Graphic design, typography, photography and advertising have a huge impact on our urban visual language. You can’t walk down a street without being bombarded with “grab a bargain you still can’t afford” fashion shops, “too trendy for you” coffee shops, “after a night out” takeaways and “we do things the right way” supermarkets. This visual noise at eye level has an impact on how we view our architectural landscape.
We all know of the importance of a well-curated brand. Developers have now cottoned on to the fact that architecture alone won’t sell a building in today’s noisy world. Their building is not just a space to inhabit; it’s a new M&S style advert showing you the potential of who you would/could be if you worked/lived this new architectural masterpiece. The combination of glazed facades, bold typography and modern colour schemes give a personality to the building, expressing the will of the whole design team onto the public. This relationship between aesthetics and will is not as new as you might think.

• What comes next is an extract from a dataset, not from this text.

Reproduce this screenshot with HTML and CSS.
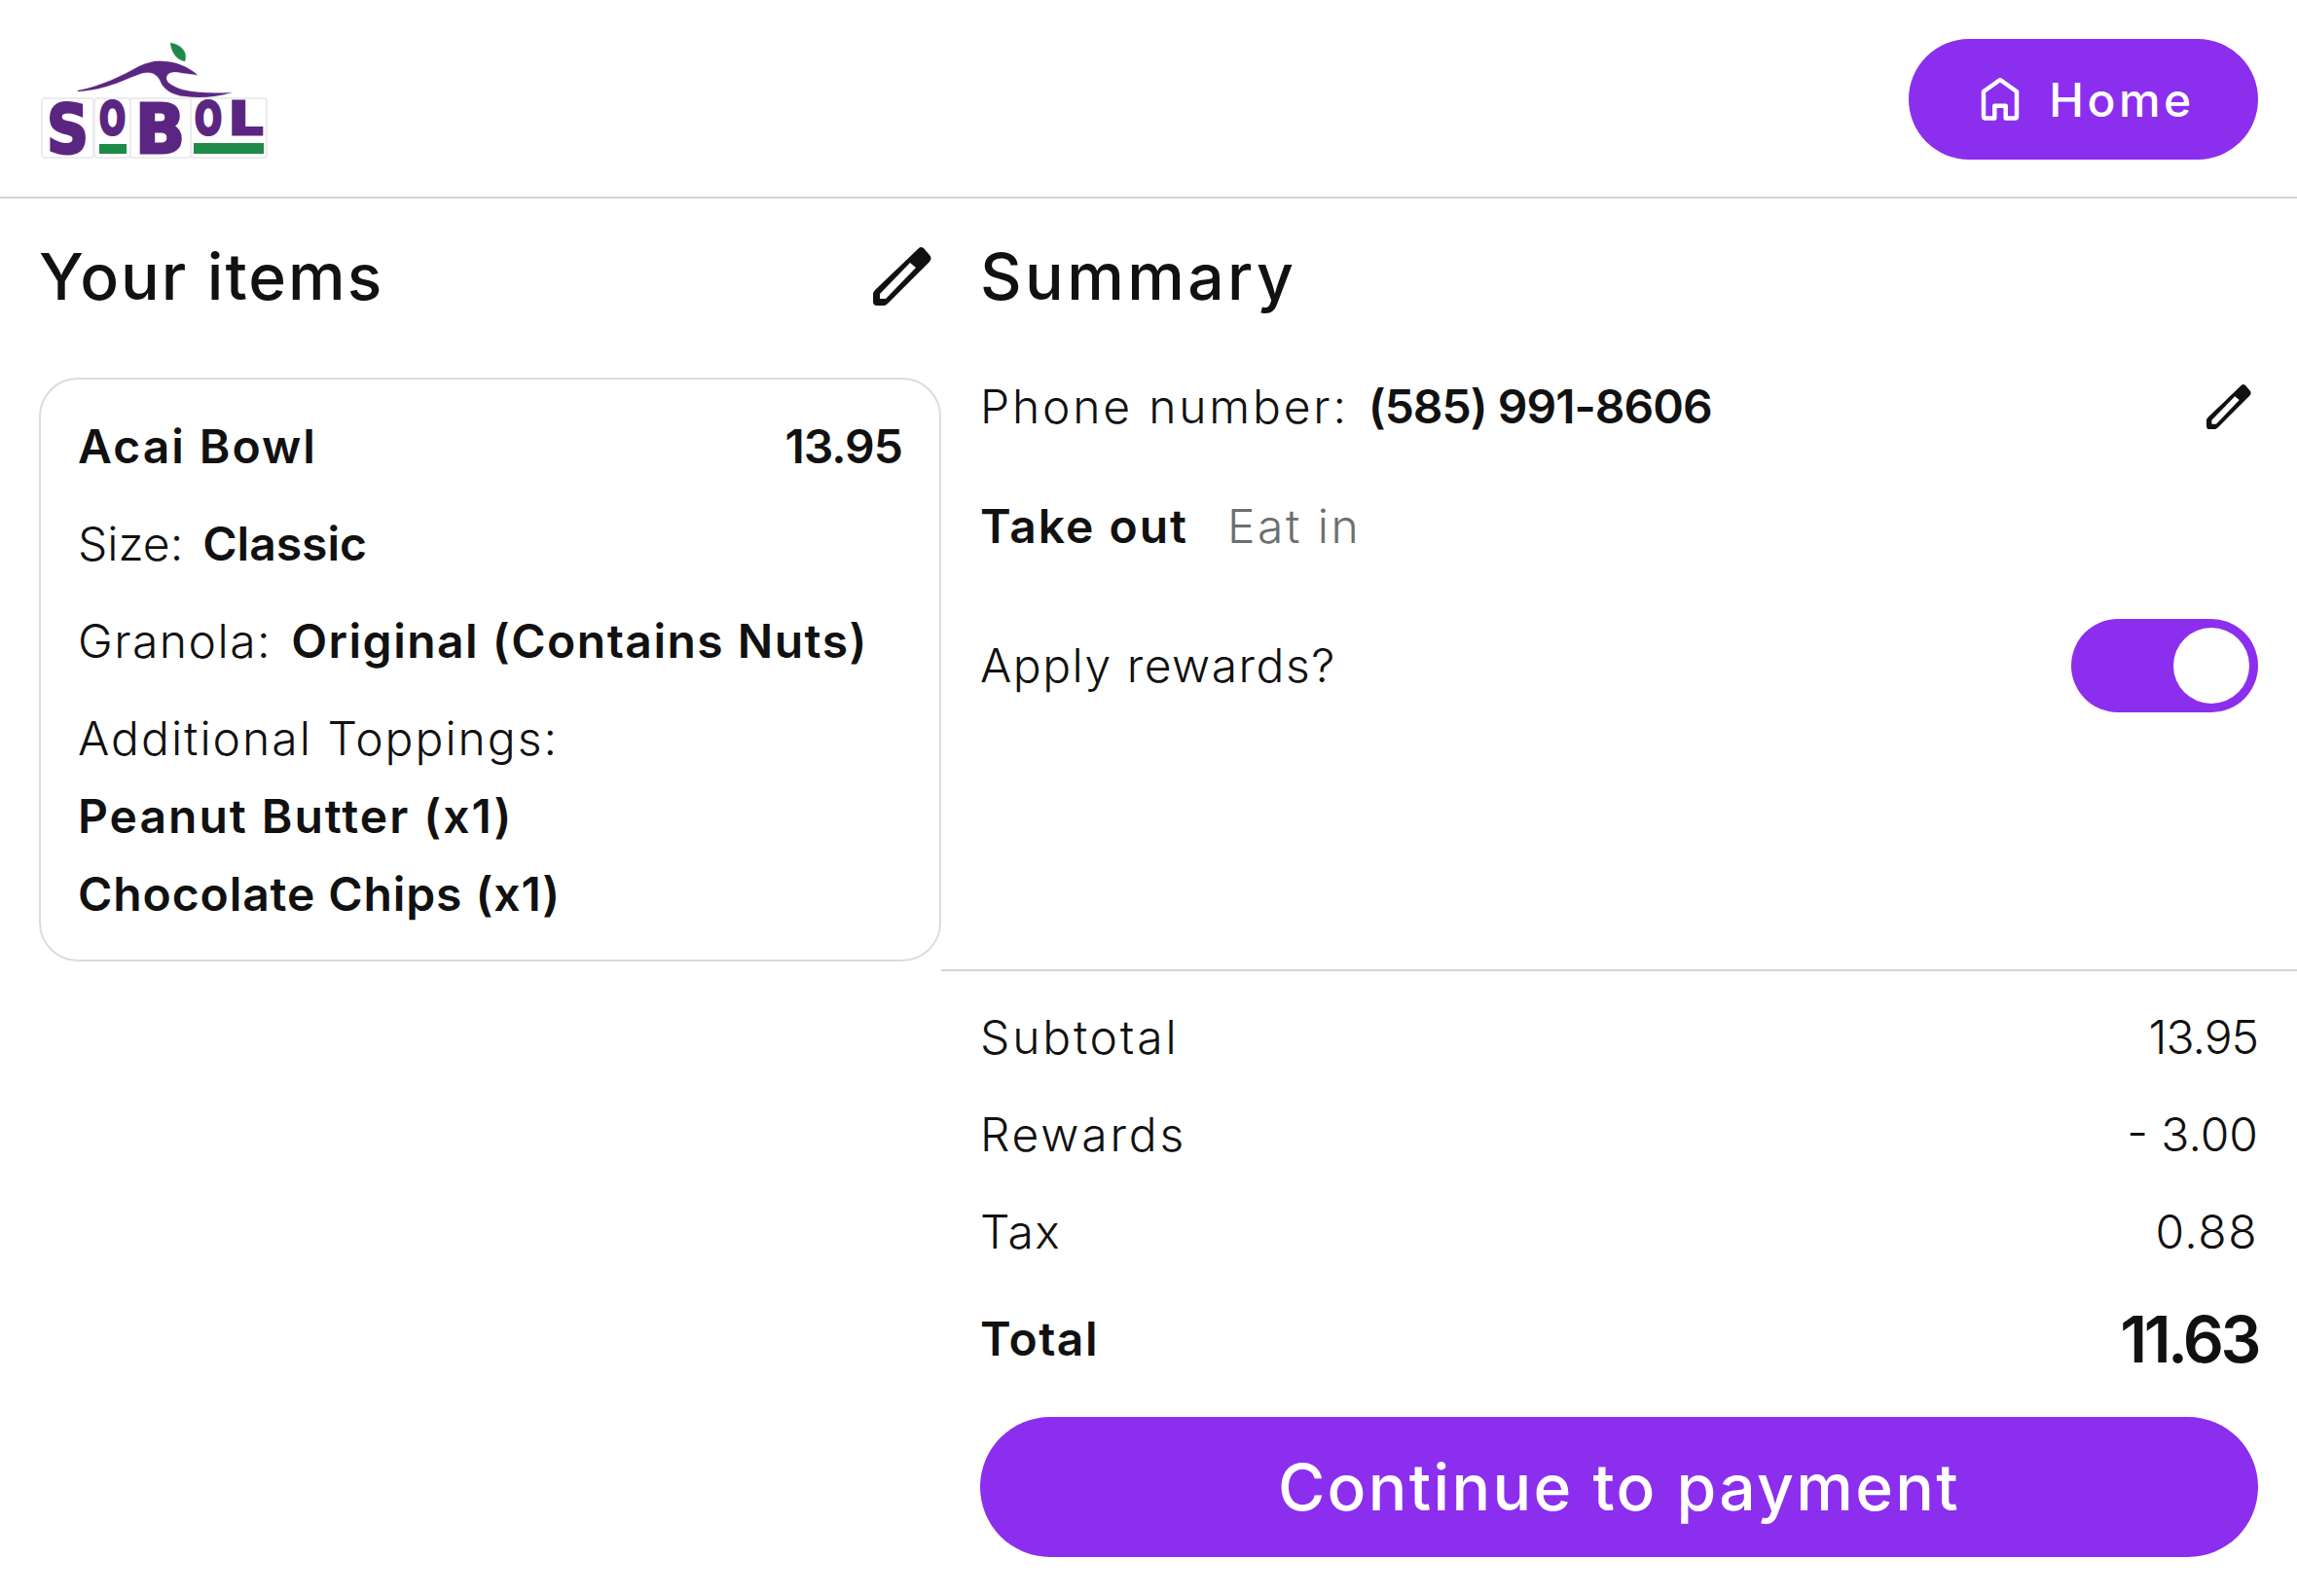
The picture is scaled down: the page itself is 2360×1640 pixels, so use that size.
FILE: index.html
```html
<!DOCTYPE html>
<html lang="en">
<head>
    <meta charset="UTF-8">
    <title>Checkout</title>
    <link rel="stylesheet" href="styles.css">
</head>
<body>
    <header class="topbar">
        <svg class="logo" width="320" height="203" viewBox="0 0 320 203">
            <defs>
                <path id="wave" d="M80 93C105 88 125 78 143 68C152 64 160 62 167 63C180 63 192 68 203 77L187 75C180 73 174 74 172 77C168 83 175 88 187 92C203 96 222 96 238 95C222 100 205 101 190 99C178 98 168 92 165 84C162 76 155 73 147 75C130 80 112 92 80 94Z"/>
                <path id="leaf" d="M175 44C187 46 193 54 190 63C182 62 176 54 175 44Z"/>
            </defs>
            <use href="#wave" class="logo-halo"/>
            <use href="#leaf" class="logo-halo"/>
            <use href="#wave" class="logo-purple"/>
            <use href="#leaf" class="logo-green"/>
            <rect class="logo-back" x="43" y="101" width="53" height="61" rx="3"/>
            <rect class="logo-back" x="97" y="101" width="37" height="61" rx="3"/>
            <rect class="logo-back" x="134" y="101" width="62" height="61" rx="3"/>
            <rect class="logo-back" x="196" y="101" width="78" height="61" rx="3"/>
            <text class="logo-letter" x="48" y="157" textLength="43" lengthAdjust="spacingAndGlyphs">S</text>
            <text class="logo-letter small" x="102" y="138" textLength="27" lengthAdjust="spacingAndGlyphs">O</text>
            <text class="logo-letter" x="139" y="157" textLength="51" lengthAdjust="spacingAndGlyphs">B</text>
            <text class="logo-letter small" x="200" y="138" textLength="28" lengthAdjust="spacingAndGlyphs">O</text>
            <text class="logo-letter small" x="235" y="138" textLength="35" lengthAdjust="spacingAndGlyphs">L</text>
            <rect class="logo-green" x="102" y="148" width="28" height="10"/>
            <rect class="logo-green" x="199" y="147" width="72" height="11"/>
        </svg>
        <button class="home-btn">
            <svg width="40" height="44" viewBox="0 0 40 44">
                <path class="home-icon" d="M20 2L37 14V39.5Q37 41.500 35 41.500H25.700V28.700H14.300V41.500H5Q3 41.500 3 39.500V14Z"/>
            </svg>
            Home
        </button>
    </header>

    <main class="checkout">
        <section class="items">
            <div class="title-row">
                <h1>Your items</h1>
                <svg width="60" height="60" viewBox="0 0 60 60">
                    <path class="pencil" fill-rule="evenodd" d="M47 1L2 44L0 47V56Q0 60 4 60H12L15 58L58 15Q61 11 58 8L52 1Q49 -1 47 1ZM38 16L7 48V53H13L44 21Z"/>
                </svg>
            </div>
            <div class="card">
                <div class="row between"><b class="loose">Acai Bowl</b><b class="num">13.95</b></div>
                <div class="row"><span class="flat">Size:</span><b class="flat">Classic</b></div>
                <div class="row"><span class="mid">Granola:</span><b>Original (Contains Nuts)</b></div>
                <div class="row"><span>Additional Toppings:</span></div>
                <div class="row tight"><b class="loose">Peanut Butter (x1)</b></div>
                <div class="row tight"><b class="snug">Chocolate Chips (x1)</b></div>
            </div>
        </section>

        <section class="summary">
            <div class="summary-top">
                <h1 class="summary-title">Summary</h1>
                <div class="row between phone">
                    <div class="row"><span class="wide">Phone number:</span><b class="num">(585) 991-8606</b></div>
                    <svg width="46" height="46" viewBox="0 0 60 60">
                        <path class="pencil" fill-rule="evenodd" d="M47 1L2 44L0 47V56Q0 60 4 60H12L15 58L58 15Q61 11 58 8L52 1Q49 -1 47 1ZM38 16L7 48V53H13L44 21Z"/>
                    </svg>
                </div>
                <div class="row order-type"><b class="loose">Take out</b><span class="muted">Eat in</span></div>
                <div class="row between rewards">
                    <span class="mid">Apply rewards?</span>
                    <div class="toggle"><div class="knob"></div></div>
                </div>
            </div>
            <div class="totals">
                <div class="row between"><span class="wide">Subtotal</span><span class="num">13.95</span></div>
                <div class="row between"><span class="wide">Rewards</span><span class="flat">- 3.00</span></div>
                <div class="row between"><span class="mid">Tax</span><span class="mid">0.88</span></div>
                <div class="row between total"><b>Total</b><b class="total-num">11.63</b></div>
                <button class="pay-btn">Continue to payment</button>
            </div>
        </section>
    </main>
</body>
</html>
```

FILE: styles.css
```css
* {
    box-sizing: border-box;
}
body {
    margin: 0;
    height: 1640px;
    overflow: hidden;
    background: #fff;
    color: #111;
    font-family: Inter, "Liberation Sans", sans-serif;
    font-size: 48px;
    font-weight: 300;
    line-height: 60px;
    letter-spacing: 2px;
}
b {
    font-weight: 600;
    letter-spacing: 1.500px;
}
.wide {
    letter-spacing: 2.800px;
}
.loose {
    letter-spacing: 2px;
}
.mid {
    letter-spacing: 1.500px;
}
.snug {
    letter-spacing: 0.900px;
}
.flat {
    letter-spacing: 0;
}
.num {
    letter-spacing: -1px;
}
.topbar {
    height: 204px;
    padding: 40px 40px 0 0;
    display: flex;
    justify-content: space-between;
    align-items: flex-start;
    border-bottom: 2px solid #d4d4d4;
}
.logo {
    margin-top: -40px;
}
.logo-halo {
    fill: #fff;
    stroke: #ececec;
    stroke-width: 2;
    stroke-linejoin: round;
}
.logo-back {
    fill: #fff;
    stroke: #ececec;
    stroke-width: 2;
}
.logo-purple {
    fill: #5b2682;
}
.logo-green {
    fill: #1e8a47;
}
.logo-letter {
    fill: #5b2682;
    stroke: #5b2682;
    stroke-width: 3;
    font-family: "DejaVu Sans", sans-serif;
    font-weight: 700;
    font-size: 70px;
    letter-spacing: 0;
}
.logo-letter.small {
    font-size: 46px;
}
.home-btn {
    width: 359px;
    height: 124px;
    padding: 0 0 0 9px;
    border: none;
    border-radius: 62px;
    background: #8c2eee;
    color: #fff;
    font-family: inherit;
    font-size: 48px;
    font-weight: 500;
    letter-spacing: 3.500px;
    display: flex;
    align-items: center;
    justify-content: center;
    gap: 30px;
}
.home-icon {
    fill: none;
    stroke: #fff;
    stroke-width: 4.500;
    stroke-linejoin: round;
}
.checkout {
    display: grid;
    grid-template-columns: 967px 1fr;
    height: 1436px;
}
h1 {
    margin: 0;
    font-size: 66px;
    line-height: 80px;
    font-weight: 500;
    letter-spacing: 2px;
}
.summary-title {
    letter-spacing: 3.400px;
}
.items {
    padding: 40px 0 0 40px;
}
.title-row {
    display: flex;
    justify-content: space-between;
    align-items: center;
    padding-right: 10px;
}
.pencil {
    fill: #111;
}
.card {
    margin-top: 64px;
    height: 600px;
    padding: 39px 38px;
    border: 2px solid #dcdcdc;
    border-radius: 40px;
    display: flex;
    flex-direction: column;
    gap: 40px;
}
.card .tight {
    margin-top: -20px;
}
.row {
    display: flex;
    align-items: center;
    gap: 20px;
}
.between {
    justify-content: space-between;
}
.summary {
    display: flex;
    flex-direction: column;
}
.summary-top {
    height: 794px;
    padding: 40px 40px 0 40px;
    border-bottom: 2px solid #d4d4d4;
}
.phone {
    margin-top: 64px;
}
.phone svg {
    margin-right: 7px;
}
.order-type {
    margin-top: 63px;
    gap: 40px;
}
.muted {
    color: #6e6e6e;
    letter-spacing: 2.500px;
}
.rewards {
    margin-top: 65px;
}
.toggle {
    width: 192px;
    height: 96px;
    padding: 9px;
    border-radius: 48px;
    background: #8c2eee;
    display: flex;
    justify-content: flex-end;
}
.knob {
    width: 78px;
    height: 78px;
    border-radius: 50%;
    background: #fff;
}
.totals {
    padding: 38px 40px 0 40px;
    display: flex;
    flex-direction: column;
    gap: 40px;
}
.total {
    margin-top: 10px;
}
.total-num {
    font-size: 66px;
    letter-spacing: -3.500px;
}
.pay-btn {
    height: 144px;
    margin-top: 10px;
    border: none;
    border-radius: 72px;
    background: #8c2eee;
    color: #fff;
    font-family: inherit;
    font-size: 66px;
    font-weight: 500;
    letter-spacing: 2.300px;
}
```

Bauhaus and Mackintosh are just a couple of modern architectural icons who went beyond the creation of architecture and explored the depths of social communication through graphic design and typography. Graphic design is a fairly new term, however its roots in commercial art and the written language have been used to communicate for as long as architecture has. Both have constantly evolved in style, complexity and technology. Through looking at the urban landscape, this blog aims to examine the relationship between architecture and graphic design.